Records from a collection
++++++++

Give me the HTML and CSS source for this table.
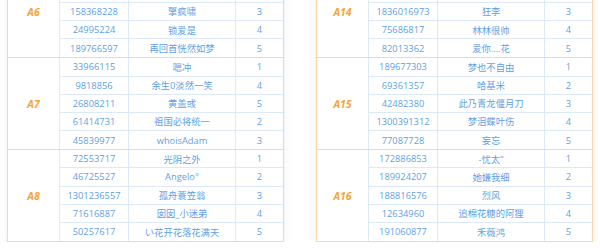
FILE: index.html
```html
<!DOCTYPE html>
<html lang="zh-CN">
<head>
<meta charset="utf-8">
<title>分组名单</title>
<link rel="stylesheet" href="styles.css">
</head>
<body>
<div class="board">
  <div class="card">
    <div class="group">
      <div class="label">A6</div>
      <div class="cell"></div><div class="cell sep"></div><div class="cell sep"></div>
      <div class="cell"></div><div class="cell sep"></div><div class="cell sep"></div>
      <div class="cell">158368228</div><div class="cell sep">擎疯啸</div><div class="cell sep">3</div>
      <div class="cell">24995224</div><div class="cell sep">锁爱是</div><div class="cell sep">4</div>
      <div class="cell">189766597</div><div class="cell sep">再回首恍然如梦</div><div class="cell sep">5</div>
    </div>
    <div class="group">
      <div class="label">A7</div>
      <div class="cell">33966115</div><div class="cell sep">嗯冲</div><div class="cell sep">1</div>
      <div class="cell">9818856</div><div class="cell sep">余生0淡然一笑</div><div class="cell sep">4</div>
      <div class="cell">26808211</div><div class="cell sep">黄盖彧</div><div class="cell sep">5</div>
      <div class="cell">61414731</div><div class="cell sep">祖国必将统一</div><div class="cell sep">2</div>
      <div class="cell">45839977</div><div class="cell sep">whoisAdam</div><div class="cell sep">3</div>
    </div>
    <div class="group">
      <div class="label">A8</div>
      <div class="cell">72553717</div><div class="cell sep">光阴之外</div><div class="cell sep">1</div>
      <div class="cell">46725527</div><div class="cell sep">Angelo°</div><div class="cell sep">2</div>
      <div class="cell">1301236557</div><div class="cell sep">孤舟蓑笠翁</div><div class="cell sep">3</div>
      <div class="cell">71616887</div><div class="cell sep">囡囡_小迷弟</div><div class="cell sep">4</div>
      <div class="cell">50257617</div><div class="cell sep">い花开花落花满天</div><div class="cell sep">5</div>
    </div>
  </div>
  <div class="card">
    <div class="group">
      <div class="label">A14</div>
      <div class="cell"></div><div class="cell sep"></div><div class="cell sep"></div>
      <div class="cell"></div><div class="cell sep"></div><div class="cell sep"></div>
      <div class="cell">1836016973</div><div class="cell sep">狂李</div><div class="cell sep">3</div>
      <div class="cell">75686817</div><div class="cell sep">林林很帅</div><div class="cell sep">4</div>
      <div class="cell">82013362</div><div class="cell sep">爱你....花</div><div class="cell sep">5</div>
    </div>
    <div class="group">
      <div class="label">A15</div>
      <div class="cell">189677303</div><div class="cell sep">梦也不自由</div><div class="cell sep">1</div>
      <div class="cell">69361357</div><div class="cell sep">哈基米</div><div class="cell sep">2</div>
      <div class="cell">42482380</div><div class="cell sep">此乃青龙偃月刀</div><div class="cell sep">3</div>
      <div class="cell">1300391312</div><div class="cell sep">梦泪蝶叶伤</div><div class="cell sep">4</div>
      <div class="cell">77087728</div><div class="cell sep">妄忘</div><div class="cell sep">5</div>
    </div>
    <div class="group">
      <div class="label">A16</div>
      <div class="cell">172886853</div><div class="cell sep">-忧太”</div><div class="cell sep">1</div>
      <div class="cell">189924207</div><div class="cell sep">她嫌我细</div><div class="cell sep">2</div>
      <div class="cell">188816576</div><div class="cell sep">烈风</div><div class="cell sep">3</div>
      <div class="cell">12634960</div><div class="cell sep">追棉花糖的阿狸</div><div class="cell sep">4</div>
      <div class="cell">191060877</div><div class="cell sep">禾薇鸿</div><div class="cell sep">5</div>
    </div>
  </div>
</div>
</body>
</html>
```
FILE: styles.css
```css
html, body {
  margin: 0;
  padding: 0;
  background: #ffffff;
}

body {
  font-family: "Open Sans", "Noto Sans CJK SC", sans-serif;
  overflow: hidden;
}

.board {
  display: flex;
  gap: 32px;
  padding-left: 7px;
  margin-top: -34.5px;
}

.card {
  width: 277px;
  box-sizing: border-box;
  background: #ffffff;
  border: 1px solid #fbd6ad;
  box-shadow: 0 0 8px rgba(120, 120, 140, 0.12);
}

.group {
  display: grid;
  grid-template-columns: 52px 68px 107px 1fr;
  grid-template-rows: repeat(5, 18.18px);
  border-bottom: 1px solid #fbd6ad;
}

.group:last-child {
  border-bottom: none;
}

.label {
  grid-row: 1 / -1;
  grid-column: 1;
  display: flex;
  align-items: center;
  justify-content: center;
  border-right: 1px solid #dce9f8;
  color: #f5a434;
  font-weight: 700;
  font-style: italic;
  font-size: 10.5px;
}

.cell {
  box-sizing: border-box;
  display: flex;
  align-items: center;
  justify-content: center;
  border-bottom: 1px solid #dde9f8;
  color: #5f9fe4;
  font-size: 9.3px;
  white-space: nowrap;
}

.cell:nth-last-child(-n+3) {
  border-bottom: none;
}

.sep {
  border-left: 1px solid #dde9f8;
}
```
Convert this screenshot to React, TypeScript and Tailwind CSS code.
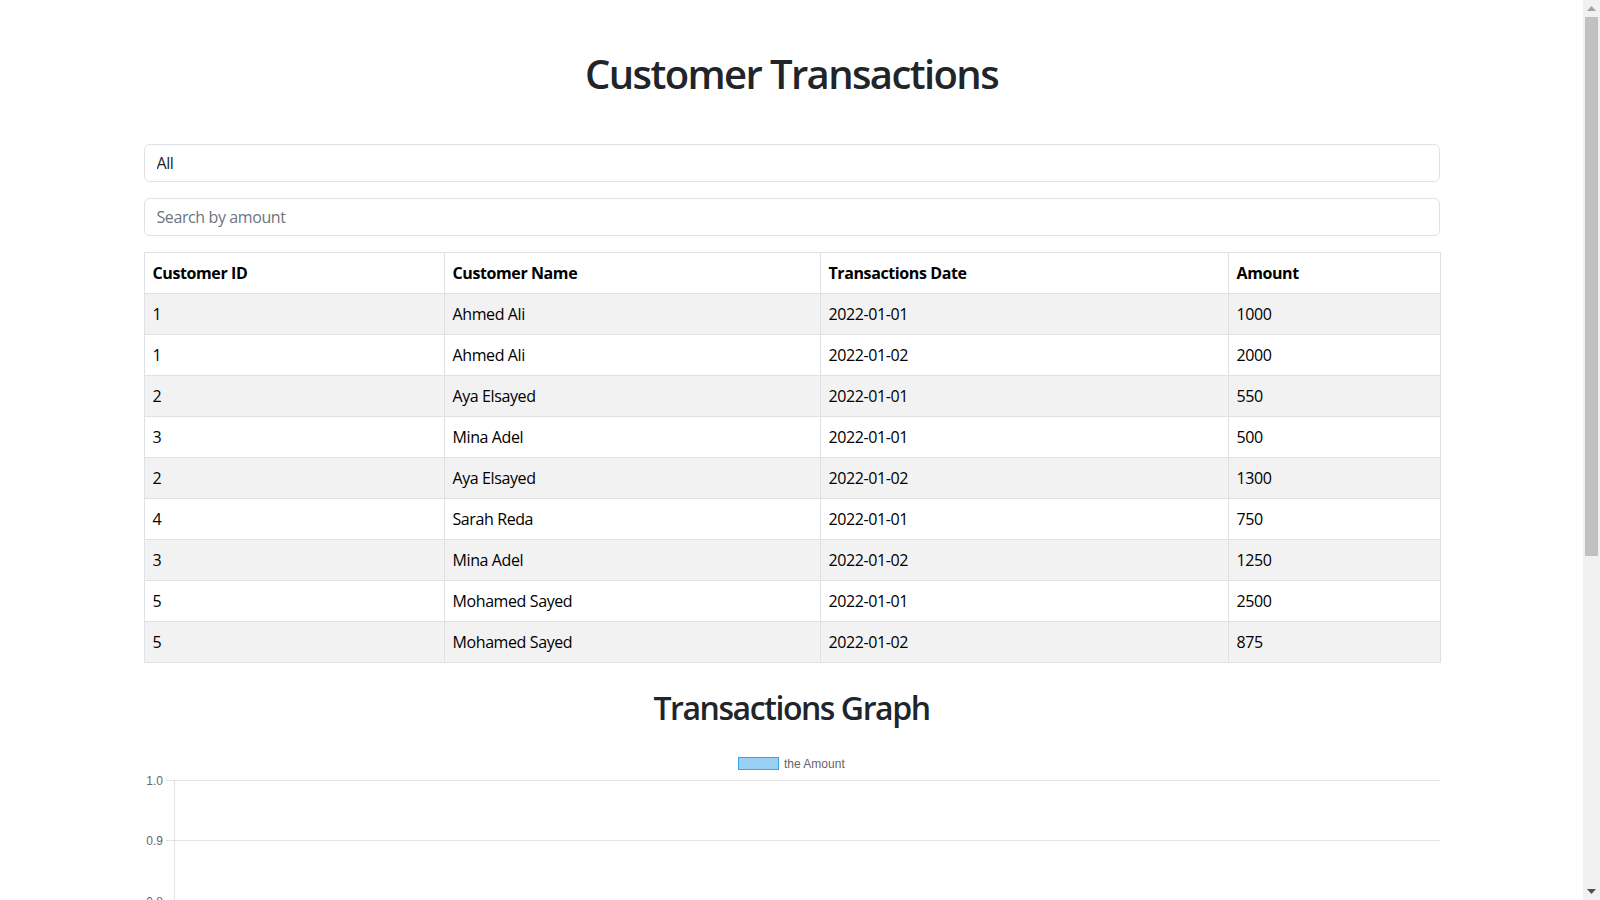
import { useState } from "react";

type Txn = { id: number; name: string; date: string; amount: number };

const transactions: Txn[] = [
  { id: 1, name: "Ahmed Ali", date: "2022-01-01", amount: 1000 },
  { id: 1, name: "Ahmed Ali", date: "2022-01-02", amount: 2000 },
  { id: 2, name: "Aya Elsayed", date: "2022-01-01", amount: 550 },
  { id: 3, name: "Mina Adel", date: "2022-01-01", amount: 500 },
  { id: 2, name: "Aya Elsayed", date: "2022-01-02", amount: 1300 },
  { id: 4, name: "Sarah Reda", date: "2022-01-01", amount: 750 },
  { id: 3, name: "Mina Adel", date: "2022-01-02", amount: 1250 },
  { id: 5, name: "Mohamed Sayed", date: "2022-01-01", amount: 2500 },
  { id: 5, name: "Mohamed Sayed", date: "2022-01-02", amount: 875 },
];

const ticks = [1.0, 0.9, 0.8, 0.7, 0.6, 0.5, 0.4, 0.3, 0.2, 0.1, 0.0];

const Graph = () => {
  const top = 33;
  const step = 60.3;
  return (
    <svg width="1296" height="648" viewBox="0 0 1296 648" className="block">
      <rect x="594.5" y="10.5" width="40" height="12" fill="rgba(54,162,235,0.5)" stroke="rgb(54,162,235)" strokeWidth="1" />
      <text x="640" y="20.5" fontSize="12" fill="#666" fontFamily="'Liberation Sans', Arial, sans-serif">
        the Amount
      </text>
      {ticks.map((t, i) => {
        const y = Math.round(top + i * step) + 0.5;
        return (
          <g key={t}>
            <line x1="22" x2="1296" y1={y} y2={y} stroke="rgba(0,0,0,0.1)" strokeWidth="1" />
            <text
              x="19"
              y={y + 4}
              fontSize="12"
              fill="#666"
              textAnchor="end"
              fontFamily="'Liberation Sans', Arial, sans-serif"
            >
              {t.toFixed(1)}
            </text>
          </g>
        );
      })}
      <line x1="30.5" x2="30.5" y1={top} y2={top + 10 * step + 8} stroke="rgba(0,0,0,0.1)" strokeWidth="1" />
    </svg>
  );
};

// page scrollbar as it shows in the screenshot
const ScrollBar = () => (
  <div className="w-[17px] h-screen bg-[#f1f1f1] flex flex-col items-center shrink-0">
    <div className="h-[17px] flex items-center justify-center">
      <svg width="9" height="5" viewBox="0 0 9 5">
        <path d="M0 5 L4.5 0 L9 5 Z" fill="#a3a3a3" />
      </svg>
    </div>
    <div className="w-[13px] h-[539px] bg-[#c1c1c1]" />
    <div className="flex-1" />
    <div className="h-[17px] flex items-center justify-center">
      <svg width="9" height="5" viewBox="0 0 9 5">
        <path d="M0 0 L9 0 L4.5 5 Z" fill="#505050" />
      </svg>
    </div>
  </div>
);

const App = () => {
  const [filter, setFilter] = useState("All");
  const [amount, setAmount] = useState("");

  return (
    <div
      className="flex h-screen overflow-hidden bg-white text-[#212529]"
      style={{ fontFamily: "'Open Sans', 'Noto Sans', sans-serif" }}
    >
      <main className="flex-1 overflow-y-auto">
        <div className="w-[1296px] mx-auto pb-[50px]">
          <h1 className="text-center text-[40px] leading-[48px] font-semibold pt-[50px] mb-[46px] tracking-[-0.04em]">
            Customer Transactions
          </h1>
          <input
            value={filter}
            onChange={(e) => setFilter(e.target.value)}
            className="block w-full h-[38px] px-3 border border-[#dee2e6] rounded-[6px] text-base text-[#212529] mb-4 outline-none tracking-[-0.025em]"
          />
          <input
            value={amount}
            onChange={(e) => setAmount(e.target.value)}
            placeholder="Search by amount"
            className="block w-full h-[38px] px-3 border border-[#dee2e6] rounded-[6px] text-base text-[#212529] placeholder:text-[#6c757d] mb-4 outline-none tracking-[-0.025em]"
          />
          <table className="w-full border-collapse text-base text-black table-fixed tracking-[-0.025em]">
            <colgroup>
              <col className="w-[300px]" />
              <col className="w-[376px]" />
              <col className="w-[408px]" />
              <col className="w-[212px]" />
            </colgroup>
            <thead>
              <tr>
                <th className="border border-[#dee2e6] px-2 py-2 leading-6 text-left font-bold">Customer ID</th>
                <th className="border border-[#dee2e6] px-2 py-2 leading-6 text-left font-bold">Customer Name</th>
                <th className="border border-[#dee2e6] px-2 py-2 leading-6 text-left font-bold">Transactions Date</th>
                <th className="border border-[#dee2e6] px-2 py-2 leading-6 text-left font-bold">Amount</th>
              </tr>
            </thead>
            <tbody>
              {transactions.map((t, i) => (
                <tr key={i} className={i % 2 === 0 ? "bg-[#f2f2f2]" : "bg-white"}>
                  <td className="border border-[#dee2e6] px-2 py-2 leading-6">{t.id}</td>
                  <td className="border border-[#dee2e6] px-2 py-2 leading-6">{t.name}</td>
                  <td className="border border-[#dee2e6] px-2 py-2 leading-6">{t.date}</td>
                  <td className="border border-[#dee2e6] px-2 py-2 leading-6">{t.amount}</td>
                </tr>
              ))}
            </tbody>
          </table>
          <h2 className="text-center text-[32px] leading-[38px] font-semibold mt-[26px] mb-[20px] tracking-[-0.045em]">
            Transactions Graph
          </h2>
          <Graph />
        </div>
      </main>
      <ScrollBar />
    </div>
  );
};

export default App;
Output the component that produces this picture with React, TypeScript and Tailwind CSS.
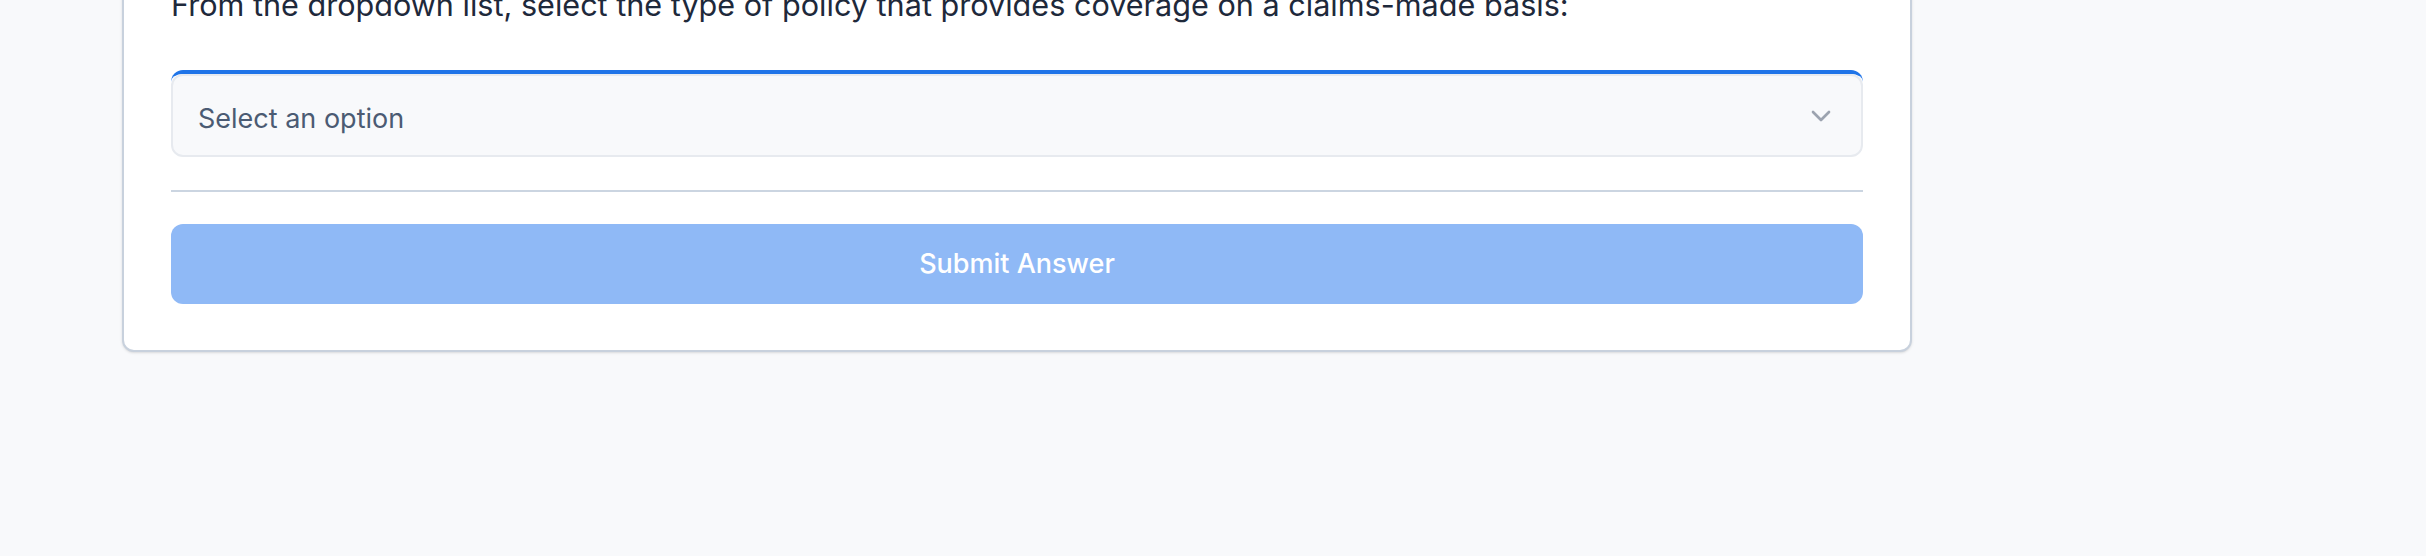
import { ChevronDown } from 'lucide-react'

export default function App() {
  return (
    <div
      className="h-[556px] w-full overflow-hidden bg-[#f8f9fb]"
      style={{ fontFamily: 'Inter, "Noto Sans", sans-serif' }}
    >
      <div className="-mt-[50px] ml-[122px] w-[1790px] rounded-xl border-2 border-[#c8d1dd] bg-white px-[47px] pt-[33px] pb-[46px] shadow-sm">
        <p className="mb-[45px] text-[30.6px] leading-[40px] text-[#1e293b]">
          From the dropdown list, select the type of policy that provides coverage on a claims-made basis:
        </p>

        <div className="relative rounded-xl border-t-4 border-[#1f74e8]">
          <select
            defaultValue=""
            className="block h-[83px] w-full appearance-none rounded-xl border-2 border-[#e7eaef] bg-[#f8f9fb] pt-[8px] pl-[25px] pr-16 text-[27px] text-[#4b5b73] outline-none"
          >
            <option value="" disabled>
              Select an option
            </option>
            <option value="claims-made">Claims-made policy</option>
            <option value="occurrence">Occurrence policy</option>
          </select>
          <ChevronDown
            size={32}
            strokeWidth={2}
            className="pointer-events-none absolute right-[26px] top-1/2 -translate-y-1/2 text-[#9ca3af]"
          />
        </div>

        <div className="mt-[33px] mb-[32px] h-[2px] bg-[#cbd5e1]" />

        <button
          disabled
          className="flex h-[80px] w-full items-center justify-center rounded-xl bg-[#8fb9f6] text-[27px] font-medium text-white"
        >
          Submit Answer
        </button>
      </div>
    </div>
  )
}
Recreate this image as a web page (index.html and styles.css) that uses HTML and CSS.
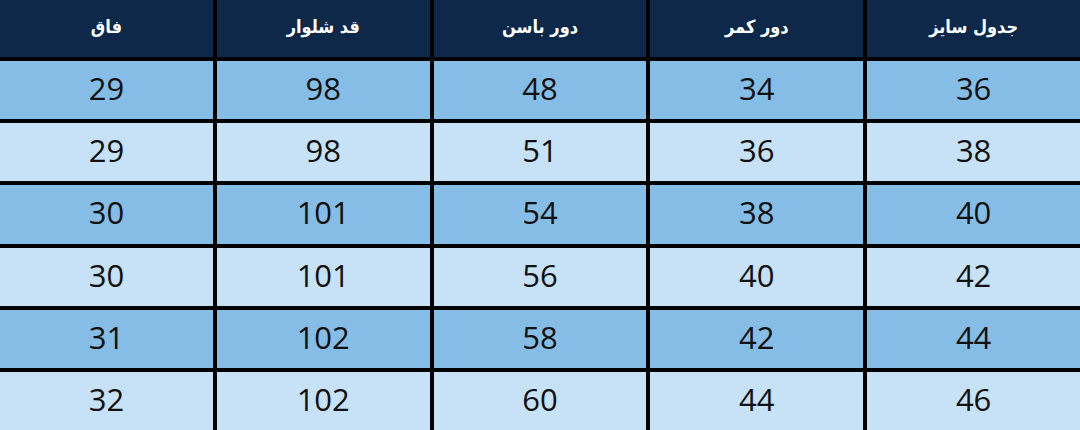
FILE: index.html
```html
<!DOCTYPE html>
<html lang="fa" dir="rtl">
<head>
<meta charset="utf-8">
<link rel="stylesheet" href="styles.css">
</head>
<body>
<div class="table">
  <div class="cell head">جدول سایز</div>
  <div class="cell head">دور کمر</div>
  <div class="cell head">دور باسن</div>
  <div class="cell head">قد شلوار</div>
  <div class="cell head">فاق</div>

  <div class="cell dark">36</div><div class="cell dark">34</div><div class="cell dark">48</div><div class="cell dark">98</div><div class="cell dark">29</div>
  <div class="cell light">38</div><div class="cell light">36</div><div class="cell light">51</div><div class="cell light">98</div><div class="cell light">29</div>
  <div class="cell dark">40</div><div class="cell dark">38</div><div class="cell dark">54</div><div class="cell dark">101</div><div class="cell dark">30</div>
  <div class="cell light">42</div><div class="cell light">40</div><div class="cell light">56</div><div class="cell light">101</div><div class="cell light">30</div>
  <div class="cell dark">44</div><div class="cell dark">42</div><div class="cell dark">58</div><div class="cell dark">102</div><div class="cell dark">31</div>
  <div class="cell light">46</div><div class="cell light">44</div><div class="cell light">60</div><div class="cell light">102</div><div class="cell light">32</div>
</div>
</body>
</html>
```
FILE: styles.css
```css
html, body {
  margin: 0;
  padding: 0;
  background: #000;
}
.table {
  width: 1080px;
  height: 430px;
  display: grid;
  grid-template-columns: repeat(5, 1fr);
  grid-template-rows: 57px repeat(6, 1fr);
  column-gap: 4px;
  row-gap: 4px;
  background: #000;
  overflow: hidden;
}
.cell {
  display: flex;
  align-items: center;
  justify-content: center;
  font-family: "Open Sans", "Liberation Sans", sans-serif;
  font-size: 31px;
  color: #111;
  padding-bottom: 4px;
  box-sizing: border-box;
}
.head {
  background: #0e284a;
  color: #fff;
  font-family: "DejaVu Sans Condensed", "DejaVu Sans", sans-serif;
  font-weight: bold;
  font-size: 18px;
  padding-bottom: 4px;
}
.dark {
  background: #86bde6;
}
.light {
  background: #c7e1f6;
}
```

++++++++

**Aim of the exercise**
Count the lines in the records above that contain the word "screenshot", and give only the number.

**Solved problem**
2